Subsidiary Management Best Practices
The internal management and corporate governance of private company subsidiaries is an important action item for corporate counsel. Subsidiary management involves creating new legal entities and ensuring that all subsidiaries maintain their good standing and qualification to do business. Companies manage their operational risk by creating corporate subsidiaries to conduct their businesses, including contracting with customers and suppliers and incurring debt.
As an organization expands its operations, effective subsidiary management becomes essential to ensure all entities adhere to regulatory obligations and remain in good standing. Managing operations across multiple subsidiaries can be challenging due to the vast amount of records that must be maintained, the complexities of tracking due dates and regulatory changes in each location, and the need to balance subsidiary autonomy with centralized control.
In this article, we'll explore the essentials of subsidiary management, the common obstacles businesses encounter, and the best practices to address these issues.

What is Subsidiary Management?
Subsidiary management refers to the principles and strategies adopted to oversee subsidiary companies' operations. A subsidiary is a separate legal entity that is either fully or partially owned by a parent company. This kind of management ensures that the parent company can enjoy the benefits of expanded market reach while mitigating the risks and liabilities associated with subsidiary operations.
The Importance of Effective Subsidiary Management
When a company expands into new jurisdictions, managing subsidiary operations becomes complex since each region has its own regulatory requirements. Effective subsidiary management involves tracking these requirements and abiding by regulatory obligations. During mergers and acquisitions, subsidiary management is crucial for integrating the newly acquired entities. Subsidiary management helps optimize a parent company's tax position by consolidating taxes across its subsidiaries. This involves aggregating the financial results of all subsidiaries, thus offsetting profits and losses.

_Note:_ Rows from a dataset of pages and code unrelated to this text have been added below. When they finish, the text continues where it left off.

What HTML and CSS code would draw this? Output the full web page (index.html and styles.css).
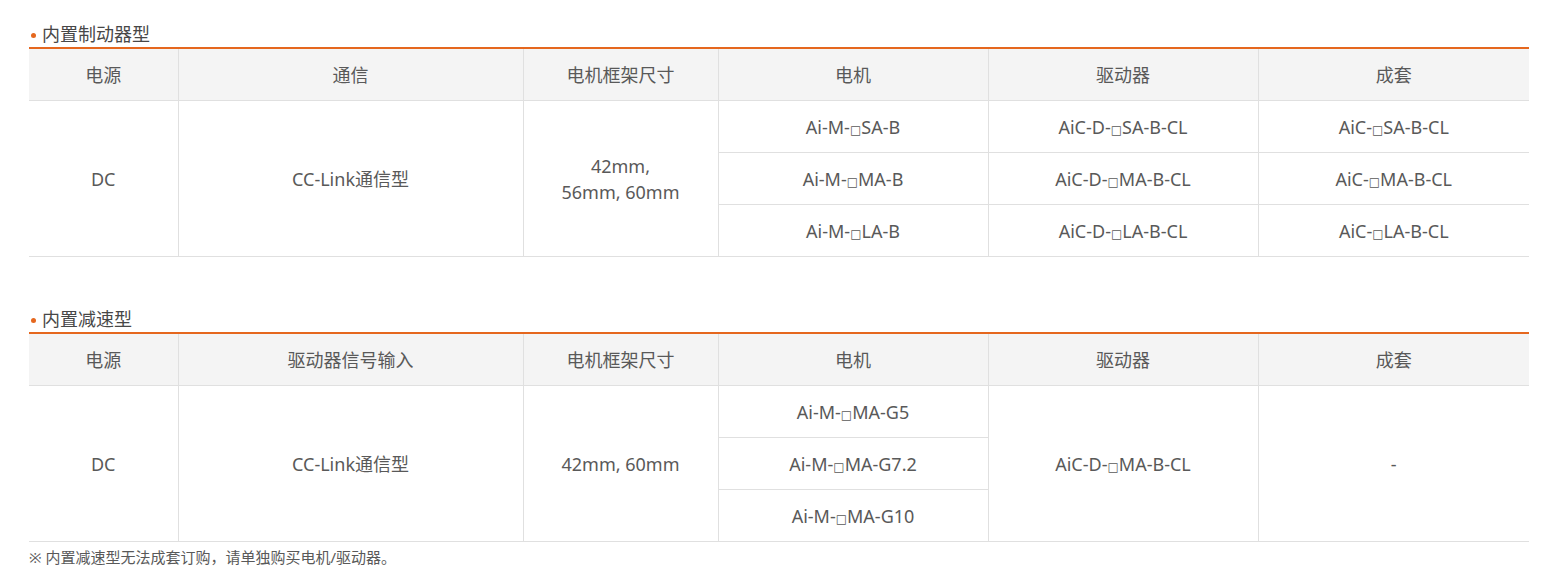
FILE: index.html
```html
<!DOCTYPE html>
<html lang="zh">
<head>
<meta charset="utf-8">
<link rel="stylesheet" href="styles.css">
</head>
<body>
<div class="page">
  <section class="block first">
    <h3 class="title"><span class="dot"></span>内置制动器型</h3>
    <table class="spec">
      <colgroup>
        <col class="c1"><col class="c2"><col class="c3"><col class="c4"><col class="c5"><col class="c6">
      </colgroup>
      <thead>
        <tr><th>电源</th><th>通信</th><th>电机框架尺寸</th><th>电机</th><th>驱动器</th><th>成套</th></tr>
      </thead>
      <tbody>
        <tr>
          <td rowspan="3">DC</td>
          <td rowspan="3">CC-Link通信型</td>
          <td rowspan="3">42mm,<br>56mm, 60mm</td>
          <td>Ai-M-<span class="sq">□</span>SA-B</td><td>AiC-D-<span class="sq">□</span>SA-B-CL</td><td>AiC-<span class="sq">□</span>SA-B-CL</td>
        </tr>
        <tr><td>Ai-M-<span class="sq">□</span>MA-B</td><td>AiC-D-<span class="sq">□</span>MA-B-CL</td><td>AiC-<span class="sq">□</span>MA-B-CL</td></tr>
        <tr><td>Ai-M-<span class="sq">□</span>LA-B</td><td>AiC-D-<span class="sq">□</span>LA-B-CL</td><td>AiC-<span class="sq">□</span>LA-B-CL</td></tr>
      </tbody>
    </table>
  </section>
  <section class="block second">
    <h3 class="title"><span class="dot"></span>内置减速型</h3>
    <table class="spec">
      <colgroup>
        <col class="c1"><col class="c2"><col class="c3"><col class="c4"><col class="c5"><col class="c6">
      </colgroup>
      <thead>
        <tr><th>电源</th><th>驱动器信号输入</th><th>电机框架尺寸</th><th>电机</th><th>驱动器</th><th>成套</th></tr>
      </thead>
      <tbody>
        <tr>
          <td rowspan="3">DC</td>
          <td rowspan="3">CC-Link通信型</td>
          <td rowspan="3">42mm, 60mm</td>
          <td>Ai-M-<span class="sq">□</span>MA-G5</td>
          <td rowspan="3">AiC-D-<span class="sq">□</span>MA-B-CL</td>
          <td rowspan="3">-</td>
        </tr>
        <tr><td>Ai-M-<span class="sq">□</span>MA-G7.2</td></tr>
        <tr><td>Ai-M-<span class="sq">□</span>MA-G10</td></tr>
      </tbody>
    </table>
    <p class="note">※ 内置减速型无法成套订购，请单独购买电机/驱动器。</p>
  </section>
</div>
</body>
</html>
```
FILE: styles.css
```css
html, body {
  margin: 0;
  padding: 0;
  background: #fff;
}
body {
  font-family: "Noto Sans", "Noto Sans CJK SC", sans-serif;
  color: #595959;
}
.page {
  width: 1500px;
  padding: 23px 0 0 29px;
}
.block.second {
  margin-top: 51px;
}
.title {
  margin: 0;
  font-size: 18px;
  font-weight: normal;
  line-height: 22px;
  padding-bottom: 2px;
  color: #474747;
  display: flex;
  align-items: center;
}
.dot {
  width: 5px;
  height: 5px;
  border-radius: 50%;
  background: #e5671e;
  margin: 2px 6px 0 2px;
}
.spec {
  width: 1500px;
  border-collapse: collapse;
  table-layout: fixed;
  border-top: 2px solid #e5671e;
}
.c1 { width: 149px; }
.c2 { width: 345px; }
.c3 { width: 195px; }
.c4 { width: 270px; }
.c5 { width: 270px; }
.c6 { width: 271px; }
.spec th, .spec td {
  border: 1px solid #e0e0e0;
  text-align: center;
  vertical-align: middle;
  font-size: 18px;
  font-weight: normal;
  line-height: 26px;
  padding: 0;
  color: #595959;
}
.spec th {
  height: 51px;
  background: #f4f4f4;
  border-top: none;
}
.spec td {
  height: 51px;
}
.sq {
  font-family: "DejaVu Sans", sans-serif;
  font-size: 12px;
  line-height: 1;
}
.spec tr > :first-child { border-left: none; }
.spec tr > :last-child { border-right: none; }
.note {
  margin: 5px 0 0;
  font-size: 15px;
  line-height: 20px;
  color: #595959;
}
```
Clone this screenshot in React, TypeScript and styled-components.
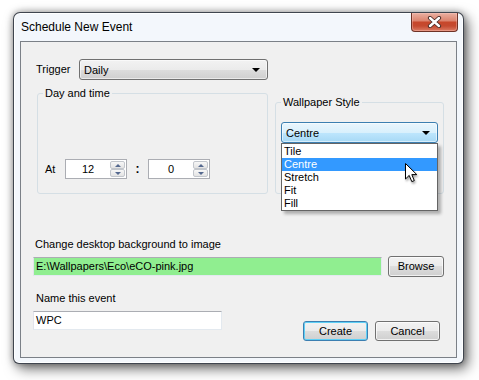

Despite being controlled by the parent company, each subsidiary is a separate legal entity subject to a unique set of regulations based on its operating jurisdiction. Keeping track of these critical requirements, such as due dates for annual reports and other state-specific regulations, can be time-consuming. Keeping track of this extensive documentation requires diligent tracking and regular updates. Although subsidiaries are separate entities, their operations and innovations must align with the parent company's strategic goals. Although managing multiple entities can be challenging, adopting an effective subsidiary management plan makes it easier to navigate these complexities.
To ensure proper governance and management of subsidiaries, the company's corporate secretary or legal department must maintain central control over the creation, maintenance, and dissolution (when applicable) of all the company's subsidiaries. No subsidiary should be formed or dissolved without the knowledge or involvement of the company's legal department or other legal authority.
Best Practices for Subsidiary Management
While managing subsidiaries across multiple jurisdictions can be difficult due to varying legislation and the volume of records generated, adopting best practices can significantly streamline the process.
- Establish Clear Governance Principles: To ensure the organization operates cohesively, the company must establish clear governance principles stating the roles and responsibilities at each level.
- Maintain Detailed Records: To ensure that subsidiaries are always ready for audits, a clear framework detailing how key information is recorded and how documents are managed is essential.
- Stay Updated with Regulatory Changes: Regulations are constantly evolving due to new industry standards and changes in government policies. Consequently, each subsidiary must keep track of these changing legislations in their respective jurisdictions to ensure they remain in good standing.
- Utilize Subsidiary Management Software: Utilizing subsidiary management software can significantly streamline the process of supervising multiple entities.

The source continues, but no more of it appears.